DESCRIPTION OF THE TASK: Set the lines down again exactly, first line through the line that contains "useLayoutEffect, useRef, useState", with no pictures.

-- START OF DATA --

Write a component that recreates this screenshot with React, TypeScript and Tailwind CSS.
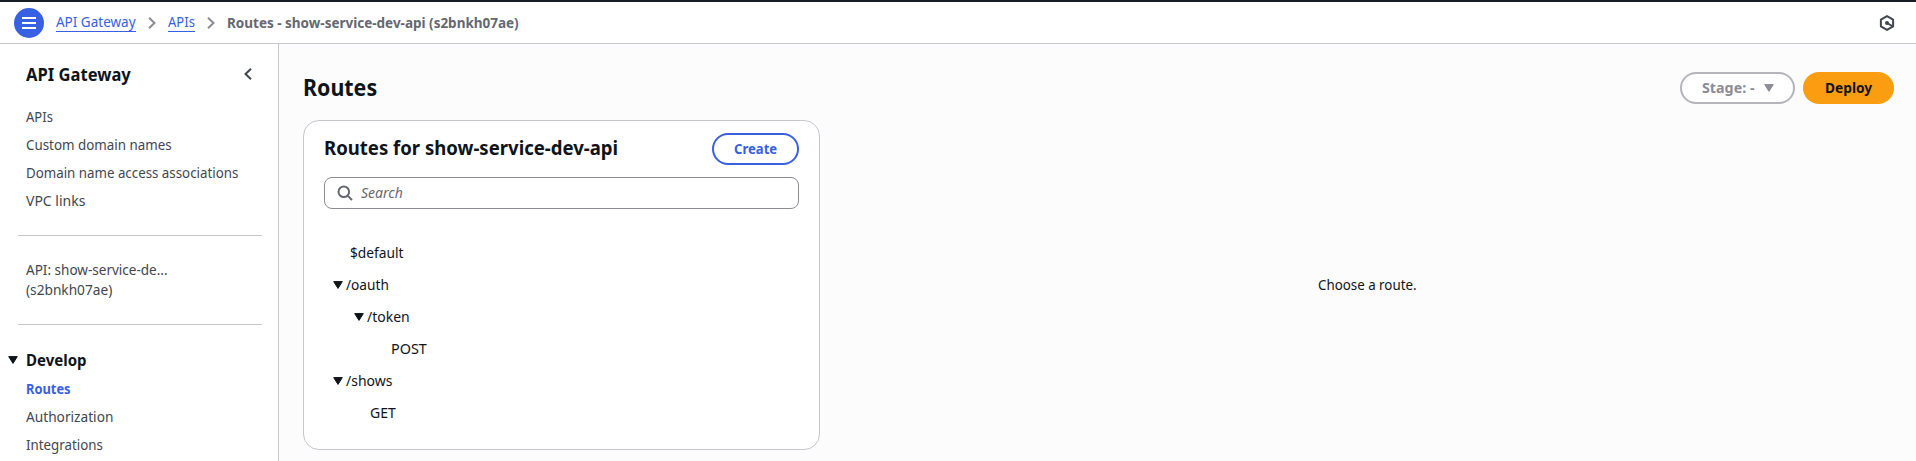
import { useLayoutEffect, useRef, useState } from "react";

function T({ w, children, className = "" }: { w: number; children: string; className?: string }) {
  const ref = useRef<HTMLSpanElement>(null);
  const [scale, setScale] = useState(1);
  useLayoutEffect(() => {
    if (ref.current) setScale(w / ref.current.offsetWidth);
  }, [w]);
  return (
    <span className={`flex shrink-0 whitespace-nowrap ${className}`} style={{ width: w }}>
      <span ref={ref} className="inline-block shrink-0 origin-left" style={{ transform: `scaleX(${scale})` }}>
        {children}
      </span>
    </span>
  );
}

function Caret({ className = "" }: { className?: string }) {
  return (
    <svg viewBox="0 0 10 8" className={`h-2 w-2.5 shrink-0 ${className}`} fill="currentColor" stroke="currentColor" strokeWidth="1" strokeLinejoin="round">
      <path d="M.7.6h8.6L5 7.4z" />
    </svg>
  );
}

function Separator() {
  return (
    <svg viewBox="0 0 8 12" className="mt-px h-3 w-2 shrink-0 text-[#8c8c94]" fill="none" stroke="currentColor" strokeWidth="2">
      <path d="M1 .8 6.5 6 1 11.2" />
    </svg>
  );
}

function SideLink({ label, w, active }: { label: string; w: number; active?: boolean }) {
  return (
    <a className={`flex h-7 items-center pl-[26px] ${active ? "font-bold text-[#3860e2]" : "text-[#424650]"}`}>
      <T w={w}>{label}</T>
    </a>
  );
}

function Row({ children, className }: { children: React.ReactNode; className: string }) {
  return <li className={`flex h-8 items-center gap-[3px] ${className}`}>{children}</li>;
}

export default function App() {
  return (
    <div className="flex h-[461px] w-full flex-col overflow-hidden bg-[#fcfcfd] font-['Noto_Sans','Open_Sans',sans-serif] text-[14px] leading-5 text-[#0f141a]">
      <header className="flex h-11 shrink-0 items-center border-t-2 border-b border-t-[#161d26] border-b-[#c6c6cd] bg-white pr-[21px] pl-[14px]">
        <button className="flex h-[30px] w-[30px] items-center justify-center rounded-full bg-[#3860e2]">
          <svg viewBox="0 0 14 12" className="h-3 w-3.5" stroke="white" strokeWidth="2">
            <path d="M0 1h14M0 6h14M0 11h14" />
          </svg>
        </button>
        <nav className="ml-3 flex items-center">
          <a className="border-b border-[#3860e2] text-[#3860e2] leading-[18px]"><T w={80}>API Gateway</T></a>
          <span className="mx-3"><Separator /></span>
          <a className="border-b border-[#3860e2] text-[#3860e2] leading-[18px]"><T w={27}>APIs</T></a>
          <span className="mx-3"><Separator /></span>
          <T w={292} className="font-bold text-[#656871]">Routes - show-service-dev-api (s2bnkh07ae)</T>
        </nav>
        <svg viewBox="0 0 16 16" className="ml-auto h-4 w-4 text-[#424650]" fill="none" stroke="currentColor" strokeWidth="2" strokeLinejoin="round">
          <path d="M8 1.1 14.1 4.6v6.8L8 14.9 1.9 11.4V4.6z" />
          <path d="M8 8l5.2 3" />
          <circle cx="8" cy="8" r="2" fill="currentColor" stroke="none" />
        </svg>
      </header>

      <div className="flex min-h-0 flex-1">
        <aside className="w-[279px] shrink-0 overflow-hidden border-r border-[#c6c6cd] bg-white">
          <div className="flex h-[59px] items-center justify-between pt-px pr-[26px] pl-[26px] text-[18px] font-bold">
            <T w={105}>API Gateway</T>
            <svg viewBox="0 0 8 12" className="h-3 w-2 text-[#424650]" fill="none" stroke="currentColor" strokeWidth="2">
              <path d="M7 .8 1.5 6 7 11.2" />
            </svg>
          </div>
          <nav>
            <SideLink label="APIs" w={27} />
            <SideLink label="Custom domain names" w={146} />
            <SideLink label="Domain name access associations" w={212} />
            <SideLink label="VPC links" w={59} />
          </nav>
          <hr className="mt-5 mr-4 ml-[18px] border-[#c6c6cd]" />
          <p className="mt-6 pl-[26px] text-[#424650]">
            <T w={142}>API: show-service-de...</T>
            <T w={86}>(s2bnkh07ae)</T>
          </p>
          <hr className="mt-6 mr-4 ml-[18px] border-[#c6c6cd]" />
          <div className="mt-[22px] mb-0.5 flex h-[26px] items-center gap-2 pl-2 text-[16px] font-bold">
            <Caret />
            <T w={61}>Develop</T>
          </div>
          <SideLink label="Routes" w={45} active />
          <SideLink label="Authorization" w={87} />
          <SideLink label="Integrations" w={77} />
        </aside>

        <main className="flex min-w-0 flex-1 flex-col pt-7 pr-[22px] pl-6">
          <div className="flex h-8 shrink-0 items-center">
            <h1 className="pb-0.5 text-[24px] font-bold"><T w={74}>Routes</T></h1>
            <button className="ml-auto flex h-8 w-[115px] items-center rounded-full border-2 border-[#b4b4bb] bg-white pl-5 font-bold text-[#8c8c94]">
              <T w={52}>Stage: -</T>
              <Caret className="ml-2.5" />
            </button>
            <button className="ml-2 flex h-8 w-[91px] items-center justify-center rounded-full bg-[#fa9d11] font-bold">
              <T w={47}>Deploy</T>
            </button>
          </div>

          <div className="mt-4 flex">
            <section className="h-[330px] w-[517px] shrink-0 rounded-2xl border border-[#c6c6cd] bg-white px-5 pt-3">
              <div className="flex h-8 items-center justify-between">
                <h2 className="pb-0.5 text-[20px] font-bold"><T w={294}>Routes for show-service-dev-api</T></h2>
                <button className="flex h-8 w-[87px] items-center justify-center rounded-full border-2 border-[#3860e2] font-bold text-[#3860e2]">
                  <T w={43}>Create</T>
                </button>
              </div>
              <div className="mt-3 flex h-8 items-center rounded-lg border border-[#8c8c94] pl-3 text-[#656871]">
                <svg viewBox="0 0 16 16" className="h-4 w-4" fill="none" stroke="currentColor" strokeWidth="2">
                  <circle cx="6.8" cy="6.8" r="5.3" />
                  <path d="m10.6 10.6 4.4 4.4" />
                </svg>
                <T w={42} className="ml-2 italic">Search</T>
              </div>
              <ul className="mt-7">
                <Row className="pl-[26px]"><T w={54}>$default</T></Row>
                <Row className="pl-[9px]"><Caret /><T w={43}>/oauth</T></Row>
                <Row className="pl-[30px]"><Caret /><T w={43}>/token</T></Row>
                <Row className="pl-[67px]"><T w={36}>POST</T></Row>
                <Row className="pl-[9px]"><Caret /><T w={46}>/shows</T></Row>
                <Row className="pl-[46px]"><T w={26}>GET</T></Row>
              </ul>
            </section>
            <div className="flex flex-1 items-center justify-center pl-5">
              <T w={99}>Choose a route.</T>
            </div>
          </div>
        </main>
      </div>
    </div>
  );
}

-- END OF DATA --

EXPECTED ANSWER:
Write a component that recreates this screenshot with React, TypeScript and Tailwind CSS.
import { useLayoutEffect, useRef, useState } from "react";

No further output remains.